[DO THIS]: Return the lines that follow, exactly as they appear, from the first through the one containing "h-screen overflow-hidden bg-white"; no pictures are to be included.

[DATA SHOWN]:
============

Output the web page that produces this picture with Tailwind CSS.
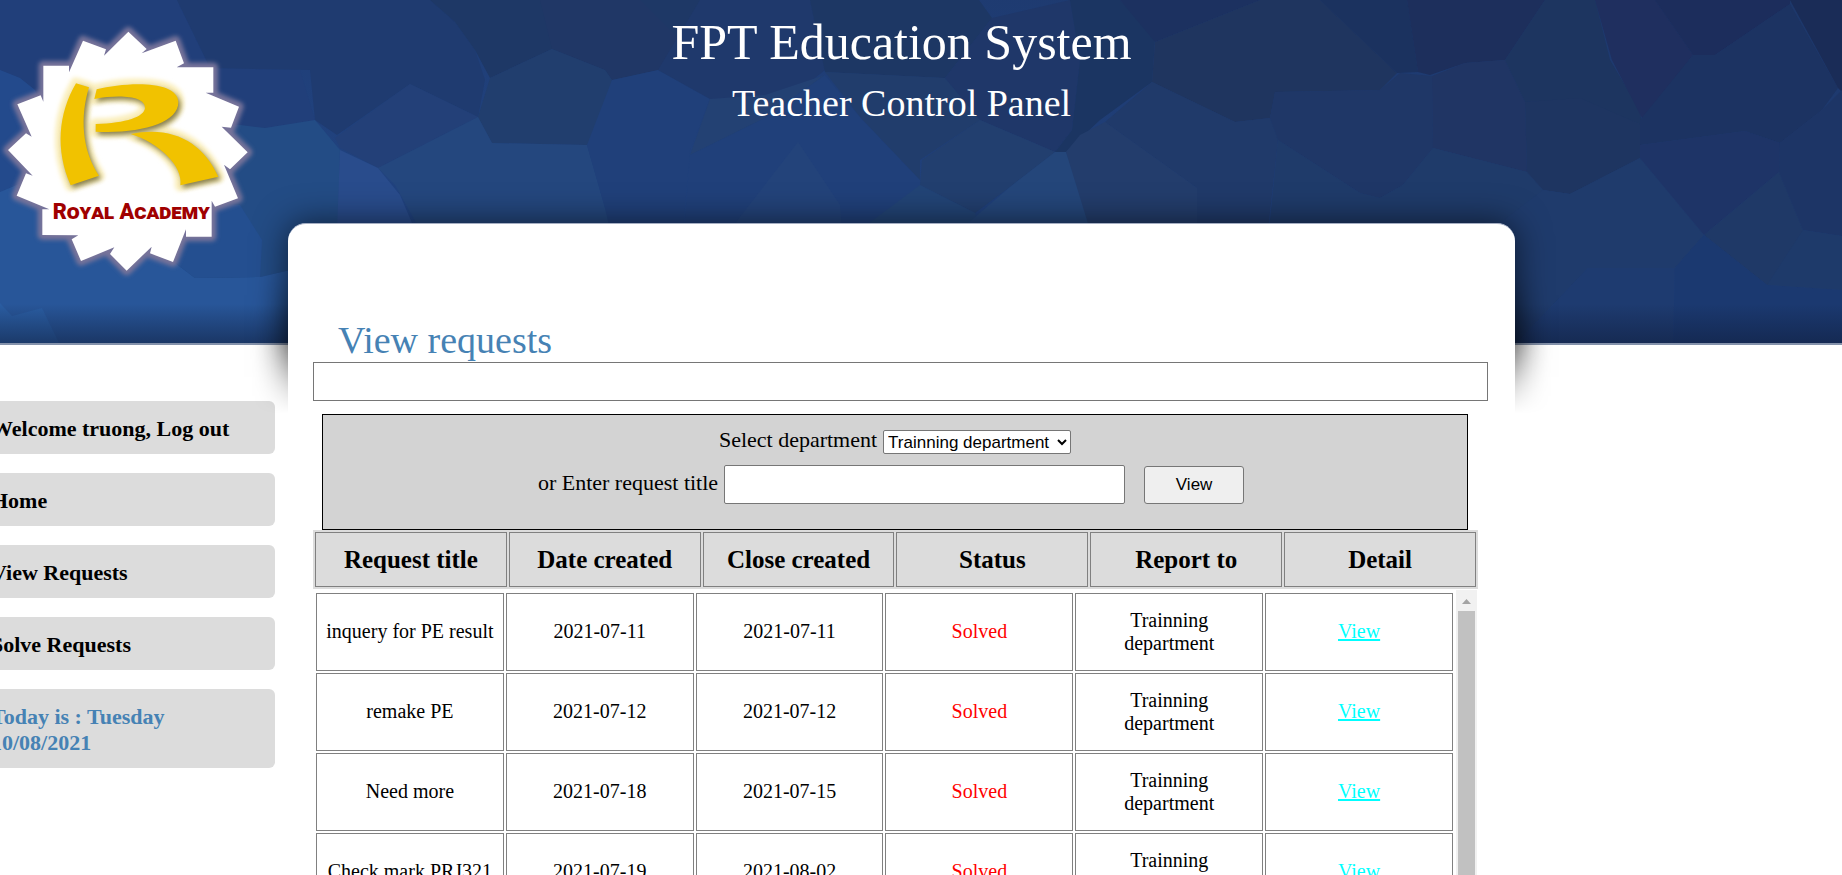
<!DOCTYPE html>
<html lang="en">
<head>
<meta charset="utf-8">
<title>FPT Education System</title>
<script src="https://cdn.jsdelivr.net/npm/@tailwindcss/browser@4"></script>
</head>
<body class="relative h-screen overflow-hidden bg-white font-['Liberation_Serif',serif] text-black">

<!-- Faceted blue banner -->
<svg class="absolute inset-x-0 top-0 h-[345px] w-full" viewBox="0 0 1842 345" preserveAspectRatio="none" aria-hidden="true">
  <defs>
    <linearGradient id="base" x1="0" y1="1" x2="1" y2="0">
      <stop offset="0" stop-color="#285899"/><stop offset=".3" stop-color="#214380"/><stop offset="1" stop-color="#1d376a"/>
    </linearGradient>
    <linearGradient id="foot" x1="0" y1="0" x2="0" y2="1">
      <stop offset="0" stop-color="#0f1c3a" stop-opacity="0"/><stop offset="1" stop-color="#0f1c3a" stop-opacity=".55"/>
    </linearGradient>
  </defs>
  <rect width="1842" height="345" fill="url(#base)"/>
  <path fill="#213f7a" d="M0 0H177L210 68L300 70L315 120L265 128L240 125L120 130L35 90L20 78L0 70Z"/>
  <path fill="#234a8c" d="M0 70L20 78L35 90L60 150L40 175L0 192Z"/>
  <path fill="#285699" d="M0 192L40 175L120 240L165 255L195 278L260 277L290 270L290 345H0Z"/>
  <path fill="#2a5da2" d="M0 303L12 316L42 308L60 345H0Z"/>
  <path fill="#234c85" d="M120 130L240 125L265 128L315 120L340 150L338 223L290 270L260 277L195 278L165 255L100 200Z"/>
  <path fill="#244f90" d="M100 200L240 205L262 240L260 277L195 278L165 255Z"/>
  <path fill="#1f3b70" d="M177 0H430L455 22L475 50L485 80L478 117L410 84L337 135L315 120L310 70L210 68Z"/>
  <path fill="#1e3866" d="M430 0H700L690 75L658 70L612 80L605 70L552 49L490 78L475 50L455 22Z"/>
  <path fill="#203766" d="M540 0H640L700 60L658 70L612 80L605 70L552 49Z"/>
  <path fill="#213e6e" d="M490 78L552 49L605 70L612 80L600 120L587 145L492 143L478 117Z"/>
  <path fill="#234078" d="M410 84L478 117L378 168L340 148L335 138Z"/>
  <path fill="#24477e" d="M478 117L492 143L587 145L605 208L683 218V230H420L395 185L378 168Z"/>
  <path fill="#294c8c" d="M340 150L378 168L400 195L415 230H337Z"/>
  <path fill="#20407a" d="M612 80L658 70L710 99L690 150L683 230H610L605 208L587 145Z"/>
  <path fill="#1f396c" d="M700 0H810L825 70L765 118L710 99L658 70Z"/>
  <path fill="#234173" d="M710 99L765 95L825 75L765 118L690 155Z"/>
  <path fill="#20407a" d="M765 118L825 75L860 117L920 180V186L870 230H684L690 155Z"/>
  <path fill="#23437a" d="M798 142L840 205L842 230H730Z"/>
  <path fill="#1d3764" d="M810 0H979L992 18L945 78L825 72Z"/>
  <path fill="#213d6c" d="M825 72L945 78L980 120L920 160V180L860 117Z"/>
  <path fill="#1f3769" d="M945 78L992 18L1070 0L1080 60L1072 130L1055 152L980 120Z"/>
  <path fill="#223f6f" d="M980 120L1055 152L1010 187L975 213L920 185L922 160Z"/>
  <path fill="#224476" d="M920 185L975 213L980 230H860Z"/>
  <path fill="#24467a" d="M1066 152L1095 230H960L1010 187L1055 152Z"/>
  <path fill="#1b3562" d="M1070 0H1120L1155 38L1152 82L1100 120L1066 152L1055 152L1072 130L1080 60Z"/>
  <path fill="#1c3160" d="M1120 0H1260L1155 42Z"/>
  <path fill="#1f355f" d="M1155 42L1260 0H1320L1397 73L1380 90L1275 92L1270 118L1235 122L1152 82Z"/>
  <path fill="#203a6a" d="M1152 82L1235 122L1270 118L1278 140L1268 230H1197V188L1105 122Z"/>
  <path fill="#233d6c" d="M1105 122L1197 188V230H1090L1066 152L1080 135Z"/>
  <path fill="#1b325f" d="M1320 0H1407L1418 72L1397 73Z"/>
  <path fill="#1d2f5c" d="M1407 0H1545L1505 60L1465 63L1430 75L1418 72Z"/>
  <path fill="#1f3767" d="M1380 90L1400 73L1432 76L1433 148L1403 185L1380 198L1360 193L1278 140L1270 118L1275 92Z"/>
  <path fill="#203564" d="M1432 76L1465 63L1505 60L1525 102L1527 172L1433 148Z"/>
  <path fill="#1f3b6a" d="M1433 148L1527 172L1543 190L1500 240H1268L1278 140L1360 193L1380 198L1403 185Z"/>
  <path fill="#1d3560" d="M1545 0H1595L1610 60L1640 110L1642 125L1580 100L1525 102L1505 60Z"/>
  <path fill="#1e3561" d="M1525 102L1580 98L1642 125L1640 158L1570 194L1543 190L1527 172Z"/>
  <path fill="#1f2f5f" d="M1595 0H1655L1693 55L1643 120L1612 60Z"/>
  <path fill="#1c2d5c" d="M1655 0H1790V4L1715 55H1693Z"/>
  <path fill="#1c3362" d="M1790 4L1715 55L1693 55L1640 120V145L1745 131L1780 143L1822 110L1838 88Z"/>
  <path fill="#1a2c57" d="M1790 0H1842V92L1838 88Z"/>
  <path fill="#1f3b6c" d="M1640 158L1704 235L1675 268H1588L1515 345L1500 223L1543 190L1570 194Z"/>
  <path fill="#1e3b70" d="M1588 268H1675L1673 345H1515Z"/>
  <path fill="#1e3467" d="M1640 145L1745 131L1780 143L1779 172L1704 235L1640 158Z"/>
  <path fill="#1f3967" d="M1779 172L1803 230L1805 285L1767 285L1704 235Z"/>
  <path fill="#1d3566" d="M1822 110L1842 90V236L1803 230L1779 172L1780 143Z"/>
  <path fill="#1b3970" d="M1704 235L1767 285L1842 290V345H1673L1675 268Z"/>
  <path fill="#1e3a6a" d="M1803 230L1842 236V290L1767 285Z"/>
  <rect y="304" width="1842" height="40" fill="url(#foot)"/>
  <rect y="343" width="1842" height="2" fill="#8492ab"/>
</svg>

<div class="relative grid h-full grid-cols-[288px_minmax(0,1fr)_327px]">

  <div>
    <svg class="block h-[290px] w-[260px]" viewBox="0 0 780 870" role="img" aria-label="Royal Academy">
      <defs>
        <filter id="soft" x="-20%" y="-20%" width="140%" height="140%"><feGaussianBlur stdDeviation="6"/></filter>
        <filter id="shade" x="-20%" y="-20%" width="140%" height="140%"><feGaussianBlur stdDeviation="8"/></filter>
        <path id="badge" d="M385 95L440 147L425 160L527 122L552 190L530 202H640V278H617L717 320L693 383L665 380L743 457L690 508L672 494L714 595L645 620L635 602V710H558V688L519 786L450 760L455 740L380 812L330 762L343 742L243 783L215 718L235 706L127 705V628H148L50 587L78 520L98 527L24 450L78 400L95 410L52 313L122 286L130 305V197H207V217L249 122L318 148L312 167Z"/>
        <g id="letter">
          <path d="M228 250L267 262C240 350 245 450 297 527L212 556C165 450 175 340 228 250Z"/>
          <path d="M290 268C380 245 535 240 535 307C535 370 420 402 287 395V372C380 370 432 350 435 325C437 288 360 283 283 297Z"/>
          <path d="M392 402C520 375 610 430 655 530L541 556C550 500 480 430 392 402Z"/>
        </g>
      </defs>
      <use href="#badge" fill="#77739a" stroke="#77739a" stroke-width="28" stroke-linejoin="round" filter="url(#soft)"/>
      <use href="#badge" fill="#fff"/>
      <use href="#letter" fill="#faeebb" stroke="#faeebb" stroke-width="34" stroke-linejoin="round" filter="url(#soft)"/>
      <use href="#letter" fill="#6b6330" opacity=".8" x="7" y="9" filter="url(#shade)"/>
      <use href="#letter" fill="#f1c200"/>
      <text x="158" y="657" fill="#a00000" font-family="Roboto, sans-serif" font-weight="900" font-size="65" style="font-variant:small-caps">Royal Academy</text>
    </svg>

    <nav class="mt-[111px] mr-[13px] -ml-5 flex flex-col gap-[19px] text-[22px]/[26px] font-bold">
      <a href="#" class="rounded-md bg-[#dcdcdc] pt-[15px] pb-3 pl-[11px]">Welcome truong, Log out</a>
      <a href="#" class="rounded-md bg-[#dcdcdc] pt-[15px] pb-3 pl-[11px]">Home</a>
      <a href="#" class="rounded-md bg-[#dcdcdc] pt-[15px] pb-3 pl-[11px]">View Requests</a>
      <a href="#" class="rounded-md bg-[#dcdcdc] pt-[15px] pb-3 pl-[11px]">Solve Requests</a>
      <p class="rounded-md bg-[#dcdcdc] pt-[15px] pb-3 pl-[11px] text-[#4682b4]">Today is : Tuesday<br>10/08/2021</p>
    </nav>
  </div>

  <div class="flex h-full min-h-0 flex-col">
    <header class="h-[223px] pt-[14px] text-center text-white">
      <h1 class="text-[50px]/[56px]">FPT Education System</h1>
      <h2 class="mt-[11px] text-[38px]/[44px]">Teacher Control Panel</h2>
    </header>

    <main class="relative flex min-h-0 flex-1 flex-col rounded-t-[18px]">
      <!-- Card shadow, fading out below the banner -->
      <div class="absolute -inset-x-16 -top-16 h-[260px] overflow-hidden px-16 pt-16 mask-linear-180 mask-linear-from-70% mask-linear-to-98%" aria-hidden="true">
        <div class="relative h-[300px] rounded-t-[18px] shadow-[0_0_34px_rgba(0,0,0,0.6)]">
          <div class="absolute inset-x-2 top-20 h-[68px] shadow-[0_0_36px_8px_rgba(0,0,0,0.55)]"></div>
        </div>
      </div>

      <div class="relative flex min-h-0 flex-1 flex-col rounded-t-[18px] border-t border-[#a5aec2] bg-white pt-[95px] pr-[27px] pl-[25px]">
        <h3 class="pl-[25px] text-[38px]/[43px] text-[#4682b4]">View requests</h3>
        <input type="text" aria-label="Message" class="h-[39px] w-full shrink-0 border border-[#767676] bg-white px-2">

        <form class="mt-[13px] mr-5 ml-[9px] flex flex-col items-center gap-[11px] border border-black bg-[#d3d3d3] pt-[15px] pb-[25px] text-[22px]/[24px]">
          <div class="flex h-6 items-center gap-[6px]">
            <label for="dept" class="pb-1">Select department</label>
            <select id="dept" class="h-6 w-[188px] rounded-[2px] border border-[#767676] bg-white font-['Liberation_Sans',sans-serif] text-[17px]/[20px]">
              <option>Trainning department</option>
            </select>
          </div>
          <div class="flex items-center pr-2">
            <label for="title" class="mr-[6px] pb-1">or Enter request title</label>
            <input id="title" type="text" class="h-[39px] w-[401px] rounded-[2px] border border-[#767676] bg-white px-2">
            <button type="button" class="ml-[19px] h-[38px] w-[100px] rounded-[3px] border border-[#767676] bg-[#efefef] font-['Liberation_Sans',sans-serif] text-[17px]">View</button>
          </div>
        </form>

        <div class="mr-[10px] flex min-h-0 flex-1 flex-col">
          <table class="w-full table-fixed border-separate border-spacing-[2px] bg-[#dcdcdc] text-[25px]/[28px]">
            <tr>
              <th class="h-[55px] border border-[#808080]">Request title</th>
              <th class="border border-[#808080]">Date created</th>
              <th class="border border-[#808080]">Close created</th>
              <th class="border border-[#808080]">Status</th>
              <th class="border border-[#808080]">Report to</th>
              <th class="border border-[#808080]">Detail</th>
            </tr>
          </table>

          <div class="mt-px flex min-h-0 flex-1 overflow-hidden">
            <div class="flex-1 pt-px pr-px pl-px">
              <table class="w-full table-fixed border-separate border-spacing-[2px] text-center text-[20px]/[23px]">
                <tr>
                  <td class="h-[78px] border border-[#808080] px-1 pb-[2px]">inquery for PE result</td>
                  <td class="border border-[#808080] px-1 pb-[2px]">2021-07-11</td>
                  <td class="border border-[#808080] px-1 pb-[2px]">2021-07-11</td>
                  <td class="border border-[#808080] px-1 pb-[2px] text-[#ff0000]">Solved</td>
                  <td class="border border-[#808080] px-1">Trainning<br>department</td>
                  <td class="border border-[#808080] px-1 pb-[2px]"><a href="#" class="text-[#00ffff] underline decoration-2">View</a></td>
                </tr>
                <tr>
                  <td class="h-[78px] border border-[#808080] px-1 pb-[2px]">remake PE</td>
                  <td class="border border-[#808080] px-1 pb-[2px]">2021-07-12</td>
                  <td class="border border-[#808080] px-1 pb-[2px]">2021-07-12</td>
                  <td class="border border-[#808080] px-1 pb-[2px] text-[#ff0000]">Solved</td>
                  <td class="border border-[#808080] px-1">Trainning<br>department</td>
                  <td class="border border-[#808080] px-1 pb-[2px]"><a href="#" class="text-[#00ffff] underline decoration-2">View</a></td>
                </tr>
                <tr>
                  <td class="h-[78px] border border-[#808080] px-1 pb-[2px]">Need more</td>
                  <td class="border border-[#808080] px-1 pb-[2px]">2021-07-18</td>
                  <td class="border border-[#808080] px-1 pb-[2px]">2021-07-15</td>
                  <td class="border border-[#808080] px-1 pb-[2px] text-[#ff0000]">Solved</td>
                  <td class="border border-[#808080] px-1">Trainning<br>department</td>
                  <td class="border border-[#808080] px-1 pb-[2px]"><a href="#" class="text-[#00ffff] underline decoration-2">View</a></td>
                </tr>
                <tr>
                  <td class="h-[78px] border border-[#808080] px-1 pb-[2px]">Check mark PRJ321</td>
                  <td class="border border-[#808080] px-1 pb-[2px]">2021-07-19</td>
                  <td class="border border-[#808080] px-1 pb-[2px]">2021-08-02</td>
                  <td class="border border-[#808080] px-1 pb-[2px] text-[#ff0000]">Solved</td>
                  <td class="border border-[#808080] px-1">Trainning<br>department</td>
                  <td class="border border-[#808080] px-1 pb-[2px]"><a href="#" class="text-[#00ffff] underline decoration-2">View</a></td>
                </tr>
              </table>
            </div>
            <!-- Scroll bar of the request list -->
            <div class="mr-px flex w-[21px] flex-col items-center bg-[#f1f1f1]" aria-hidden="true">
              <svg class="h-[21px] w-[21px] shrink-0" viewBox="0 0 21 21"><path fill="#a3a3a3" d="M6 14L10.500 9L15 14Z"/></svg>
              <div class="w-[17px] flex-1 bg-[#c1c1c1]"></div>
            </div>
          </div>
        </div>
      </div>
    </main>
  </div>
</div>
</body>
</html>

============

[SOLUTION BELOW]:
Output the web page that produces this picture with Tailwind CSS.
<!DOCTYPE html>
<html lang="en">
<head>
<meta charset="utf-8">
<title>FPT Education System</title>
<script src="https://cdn.jsdelivr.net/npm/@tailwindcss/browser@4"></script>
</head>
<body class="relative h-screen overflow-hidden bg-white font-['Liberation_Serif',serif] text-black">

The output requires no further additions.